- [Short problem]: Please transcribe the data that follows without the pictures, keeping every word the same.

- [Dataset extract]:
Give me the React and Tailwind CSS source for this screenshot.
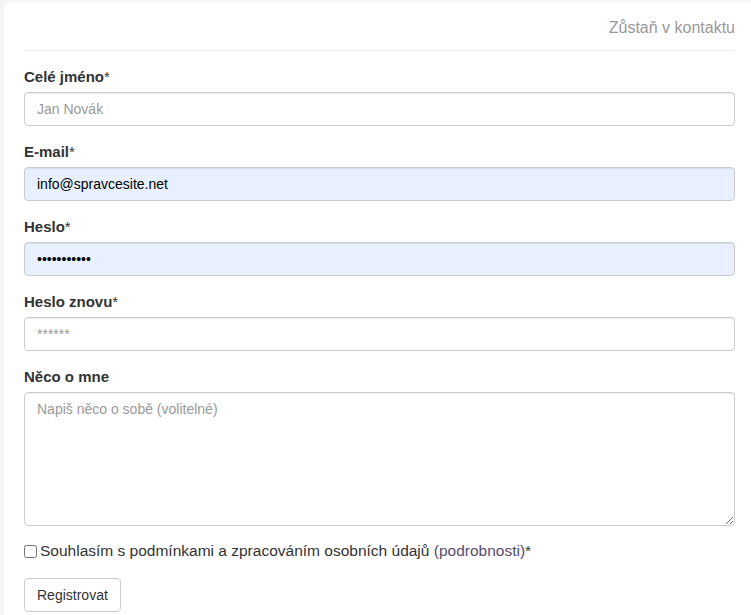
import React from 'react';

const fields = [
    { label: 'Celé jméno', required: true, type: 'text', placeholder: 'Jan Novák' },
    { label: 'E-mail', required: true, type: 'email', value: 'info@spravcesite.net', filled: true },
    { label: 'Heslo', required: true, type: 'password', value: '12345678901', filled: true },
    { label: 'Heslo znovu', required: true, type: 'password', placeholder: '******' },
];

const Label = ({ children, required }) => (
    <label className="block text-[15px] leading-[21px] font-bold text-[#333] mb-[5px]">
        {children}
        {required && <span className="font-normal">*</span>}
    </label>
);

const App = () => {
    return (
        <div className="min-h-screen bg-[#f5f5f5] pl-[4px] pt-[3px] font-['Liberation_Sans',Arial,sans-serif]">
            <div className="bg-white rounded-tl-[4px] pl-5 pr-4 min-h-[612px]">
                {/* Header */}
                <div className="pt-[14px] pb-[11px] border-b border-[#eeeeee] text-right">
                    <h2 className="text-[16px] leading-[22px] text-[#999] font-normal">Zůstaň v kontaktu</h2>
                </div>

                <form className="pt-[15px]" onSubmit={(e) => e.preventDefault()}>
                    {fields.map((f) => (
                        <div key={f.label} className="mb-[15px]">
                            <Label required={f.required}>{f.label}</Label>
                            <input
                                type={f.type}
                                placeholder={f.placeholder}
                                defaultValue={f.value}
                                className={`block w-full h-[34px] px-3 text-[14px] text-black border border-[#ccc] rounded-[4px] shadow-[inset_0_1px_1px_rgba(0,0,0,0.075)] outline-none placeholder:text-[#999] ${f.filled ? 'bg-[#e8f0fe]' : 'bg-white'}`}
                            />
                        </div>
                    ))}

                    <div className="mb-[15px]">
                        <Label>Něco o mne</Label>
                        <textarea
                            placeholder="Napiš něco o sobě (volitelné)"
                            className="block w-full h-[134px] px-3 py-[6px] text-[14px] leading-[20px] text-[#555] border border-[#ccc] rounded-[4px] shadow-[inset_0_1px_1px_rgba(0,0,0,0.075)] outline-none placeholder:text-[#999]"
                        />
                    </div>

                    <div className="flex items-center h-[20px] text-[15.5px] text-[#333]">
                        <input type="checkbox" className="w-[13px] h-[13px] m-0 mr-[3px]" />
                        <span>
                            Souhlasím s podmínkami a zpracováním osobních údajů{' '}
                            <a href="#" className="text-[#594a6e]">(podrobnosti)</a>*
                        </span>
                    </div>

                    <button
                        type="submit"
                        className="mt-[17px] h-[34px] px-3 text-[14px] text-[#333] bg-white border border-[#ccc] rounded-[4px]"
                    >
                        Registrovat
                    </button>
                </form>
            </div>
        </div>
    );
};

export default App;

- [The completed task]:
Give me the React and Tailwind CSS source for this screenshot.
import React from 'react';

const fields = [
    { label: 'Celé jméno', required: true, type: 'text', placeholder: 'Jan Novák' },
    { label: 'E-mail', required: true, type: 'email', value: 'info@spravcesite.net', filled: true },
    { label: 'Heslo', required: true, type: 'password', value: '12345678901', filled: true },
    { label: 'Heslo znovu', required: true, type: 'password', placeholder: '******' },
];

const Label = ({ children, required }) => (
    <label className="block text-[15px] leading-[21px] font-bold text-[#333] mb-[5px]">
        {children}
        {required && <span className="font-normal">*</span>}
    </label>
);

const App = () => {
    return (
        <div className="min-h-screen bg-[#f5f5f5] pl-[4px] pt-[3px] font-['Liberation_Sans',Arial,sans-serif]">
            <div className="bg-white rounded-tl-[4px] pl-5 pr-4 min-h-[612px]">
                {/* Header */}
                <div className="pt-[14px] pb-[11px] border-b border-[#eeeeee] text-right">
                    <h2 className="text-[16px] leading-[22px] text-[#999] font-normal">Zůstaň v kontaktu</h2>
                </div>

                <form className="pt-[15px]" onSubmit={(e) => e.preventDefault()}>
                    {fields.map((f) => (
                        <div key={f.label} className="mb-[15px]">
                            <Label required={f.required}>{f.label}</Label>
                            <input
                                type={f.type}
                                placeholder={f.placeholder}
                                defaultValue={f.value}
                                className={`block w-full h-[34px] px-3 text-[14px] text-black border border-[#ccc] rounded-[4px] shadow-[inset_0_1px_1px_rgba(0,0,0,0.075)] outline-none placeholder:text-[#999] ${f.filled ? 'bg-[#e8f0fe]' : 'bg-white'}`}
                            />
                        </div>
                    ))}

                    <div className="mb-[15px]">
                        <Label>Něco o mne</Label>
                        <textarea
                            placeholder="Napiš něco o sobě (volitelné)"
                            className="block w-full h-[134px] px-3 py-[6px] text-[14px] leading-[20px] text-[#555] border border-[#ccc] rounded-[4px] shadow-[inset_0_1px_1px_rgba(0,0,0,0.075)] outline-none placeholder:text-[#999]"
                        />
                    </div>

                    <div className="flex items-center h-[20px] text-[15.5px] text-[#333]">
                        <input type="checkbox" className="w-[13px] h-[13px] m-0 mr-[3px]" />
                        <span>
                            Souhlasím s podmínkami a zpracováním osobních údajů{' '}
                            <a href="#" className="text-[#594a6e]">(podrobnosti)</a>*
                        </span>
                    </div>

                    <button
                        type="submit"
                        className="mt-[17px] h-[34px] px-3 text-[14px] text-[#333] bg-white border border-[#ccc] rounded-[4px]"
                    >
                        Registrovat
                    </button>
                </form>
            </div>
        </div>
    );
};

export default App;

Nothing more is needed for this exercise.